On 1/23/07, Chris Armstrong <[EMAIL PROTECTED]> wrote: 

I like the last one as it shows the product getting "bigger" and more
complete through the four phases. 

Regarding the lifecycle diagram, attached is a slide that appears in APG's
RUP training that might foot the bill. The things I like about it is it
shows "loopy" iterations occuring continually throughout the phases, makes 
some distinction between the end of a phase and the end of a "normal"
iteration, and provides descriptive labels related to the problem and
solution for each phase.

Regarding the presumed inclusion of Daily Meetings (which certainly isn't a 
bad idea), I'm sure everyone noticed the numerous Bugzilla entries for
incorporating XP content. I was wondering (like Brian and perhaps others),
if we had made a decision to include the XP content into the "core" 
OpenUP/Basic 1.0 content. I guess I thought (perhaps naively, for no good
reason) that it was going to be an extension to OpenUP as a plug in someway
(OpenUP/XP?)...

I think discussing the entry/exit state thing would be pertinent... 

Chris ~:|


-----Original Message-----
From: [EMAIL PROTECTED] [mailto:[EMAIL PROTECTED] ] On
Behalf Of Brian Lyons
Sent: Tuesday, January 23, 2007 6:25 AM
To: Eclipse Process Framework Project Developers List
Subject: RE: [epf-dev] Lifecycle diagram revision

hiho,

I think the first one is a great picture and we should find a place for it. 
On the other hand the "lifecycle diagram" (that started this
thread) is the picture above the WBS that is labeled Workflow on the
Lifecycle page.  I think this diverges too much from the focus of "what is 
the lifecycle?" and instead covers "what's it all about?"  Especially the
ones without the phases.

I like the picture though.  A lot.  Perhaps this is a missing graphic at the
top of the Core Principles page. 

Did we add Daily Meetings as a definitive, default characteristic of
applying OpenUP/Basic?

Back to the lifecycle diagram, I think it can have iterations added somehow.
Perhaps just in a more aesthetically pleasing version of what Steve scrawled

or perhaps someone has a more innovative representation.

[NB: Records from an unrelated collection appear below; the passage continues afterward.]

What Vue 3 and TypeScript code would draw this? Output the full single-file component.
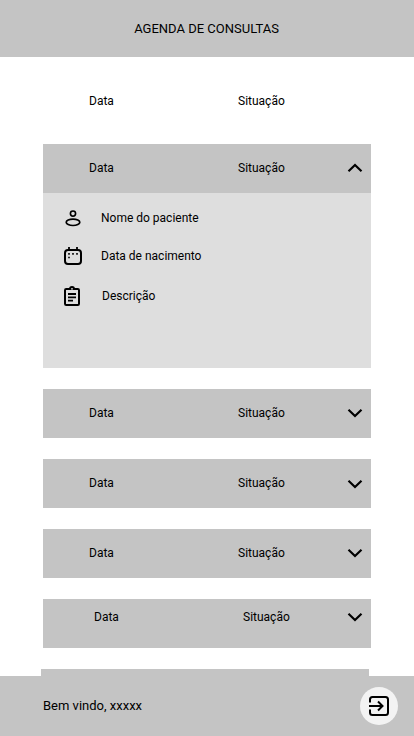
<script setup lang="ts">
interface Appointment {
  id: number
  open?: boolean
  variant?: string
}

const appointments: Appointment[] = [
  { id: 1, open: true },
  { id: 2 },
  { id: 3, variant: 'low-arrow' },
  { id: 4 },
  { id: 5, variant: 'raised' },
]
</script>

<template>
  <div class="screen">
    <header class="top">AGENDA DE CONSULTAS</header>
    <main class="list">
      <div class="row labels">
        <span>Data</span>
        <span>Situação</span>
      </div>
      <section v-for="item in appointments" :key="item.id" class="card">
        <div class="row" :class="item.variant">
          <span>Data</span>
          <span>Situação</span>
          <svg class="chevron" width="16" height="10" viewBox="0 0 16 10">
            <path :d="item.open ? 'M1.5 8.2 8 2l6.5 6.2' : 'M1.5 1.8 8 8l6.5-6.2'" />
          </svg>
        </div>
        <div v-if="item.open" class="details">
          <div class="detail">
            <svg width="20" height="20" viewBox="0 0 20 20">
              <circle cx="10" cy="5.6" r="2.6" stroke-width="1.6" />
              <ellipse cx="10" cy="14.3" rx="6.8" ry="3.2" stroke-width="1.7" />
            </svg>
            <span>Nome do paciente</span>
          </div>
          <div class="detail">
            <svg width="20" height="20" viewBox="0 0 20 20">
              <rect x="2" y="4" width="16" height="14" rx="3" stroke-width="2" />
              <path d="M6 1v3M14 1v3" stroke-width="1.8" />
              <path d="M5.200 7.900h1.600M9.200 7.900h1.600M13.200 7.900h1.600M5.200 11.500h1.600" stroke-width="1.6" />
            </svg>
            <span>Data de nacimento</span>
          </div>
          <div class="detail description">
            <svg width="20" height="20" viewBox="0 0 20 20">
              <rect x="2" y="3" width="14" height="16" rx="1.2" stroke-width="2" />
              <path d="M6 3a3 3 0 0 1 6 0v1H6z" fill="#000" stroke="none" />
              <circle cx="9" cy="2.800" r="0.9" fill="#dedede" stroke="none" />
              <path d="M5 8h8M5 11.3h8M5 14.6h5" stroke-width="1.8" />
            </svg>
            <span>Descrição</span>
          </div>
        </div>
      </section>
      <div class="next"></div>
    </main>
    <footer class="bottom">
      <span>Bem vindo, xxxxx</span>
      <button class="exit" type="button" aria-label="Sair">
        <svg width="22" height="22" viewBox="0 0 22 22">
          <path d="M2 7.500V4.500A2.500 2.500 0 0 1 4.500 2h13A2.500 2.500 0 0 1 20 4.500v13a2.500 2.500 0 0 1-2.500 2.500h-13A2.500 2.500 0 0 1 2 17.500V14.500M1 11h13M10 6.500l4.500 4.500-4.500 4.500" />
        </svg>
      </button>
    </footer>
  </div>
</template>

<style>
body {
  margin: 0;
  background: #fff;
}
</style>

<style scoped>
.screen {
  display: flex;
  flex-direction: column;
  width: 414px;
  height: 736px;
  overflow: hidden;
  font-family: Roboto, sans-serif;
  font-size: 12px;
  line-height: 14px;
  color: #000;
}
.top {
  display: flex;
  flex: none;
  align-items: center;
  justify-content: center;
  box-sizing: border-box;
  height: 57px;
  padding-right: 1px;
  background: #c4c4c4;
  font-size: 13px;
}
.list {
  display: flex;
  flex: 1;
  flex-direction: column;
  gap: 21px;
  min-height: 0;
  padding: 20px 43px 0;
  overflow: hidden;
}
.card {
  flex: none;
}
.row {
  display: grid;
  flex: none;
  grid-template-columns: 149px 109px 16px;
  align-items: center;
  box-sizing: border-box;
  height: 49px;
  padding-bottom: 1px;
  padding-left: 46px;
  background: #c4c4c4;
}
.row.labels {
  height: 48px;
  margin-bottom: -2px;
  padding-bottom: 0;
  background: none;
}
.row.raised {
  grid-template-columns: 149px 104px 16px;
  padding-bottom: 13px;
  padding-left: 51px;
}
.low-arrow .chevron {
  margin-top: 2px;
}
svg {
  display: block;
  fill: none;
  stroke: #000;
}
.chevron {
  stroke-width: 2.2;
}
.details {
  box-sizing: border-box;
  height: 175px;
  padding: 15px 20px;
  background: #dedede;
}
.detail {
  display: grid;
  grid-template-columns: 38px 1fr;
  align-items: center;
  height: 20px;
  margin-bottom: 18px;
}
.detail.description {
  grid-template-columns: 39px 1fr;
  margin-top: 20px;
}
.next {
  flex: none;
  height: 49px;
  margin: 0 2px 0 -2px;
  background: #c4c4c4;
}
.bottom {
  display: flex;
  flex: none;
  align-items: center;
  justify-content: space-between;
  box-sizing: border-box;
  height: 60px;
  padding: 0 16px 0 43px;
  background: #c4c4c4;
  font-size: 13px;
}
.exit {
  display: grid;
  place-items: center;
  width: 38px;
  height: 38px;
  padding: 0;
  border: 0;
  border-radius: 50%;
  background: #f3f3f3;
}
.exit svg {
  stroke-width: 2;
}
</style>
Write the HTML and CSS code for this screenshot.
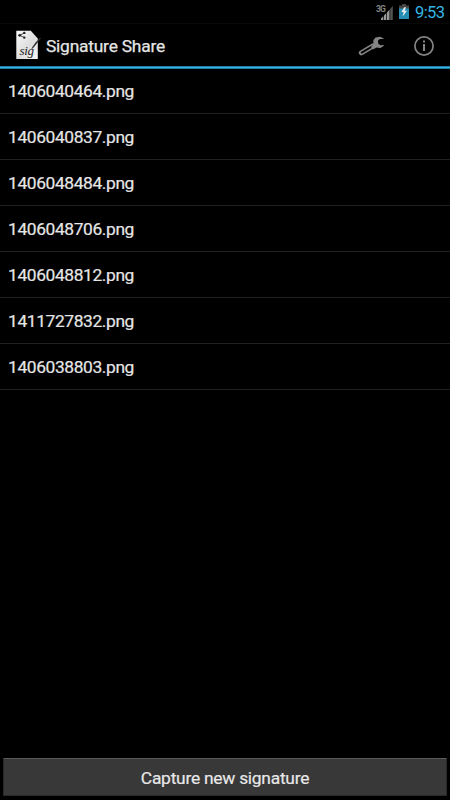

Though the Lifecycle page does not call it out, WBS elements are understood
to have Work Product Usage in addition to the task-centric perspective.  I'd

love for us to get the focus on the ever growing product in there (as
suggested by Scott).  Of course we don't have a Work Product called Product,
just the Build.  Maybe something like Ana's ever-growing blocks could fit 
into the Lifecycle Diagram.

BTW, do we need a side discussion on the Entry State and Exit State and
Deliverable columns on the Work Product Usage?  That sounds like something
that could add a little more clarity to the process. 

                                       ------- b

-----Original Message-----
From: [EMAIL PROTECTED] [mailto:
<mailto:[EMAIL PROTECTED]>  [EMAIL PROTECTED]
On Behalf Of Ana Valente Pereira
Sent: Tuesday, January 23, 2007 5:38 AM
To: Steve Adolph
Cc: Eclipse Process Framework Project Developers List
Subject: Re: [epf-dev] Lifecycle diagram revision 

just some ideas ... modified from a picture I saw for something else...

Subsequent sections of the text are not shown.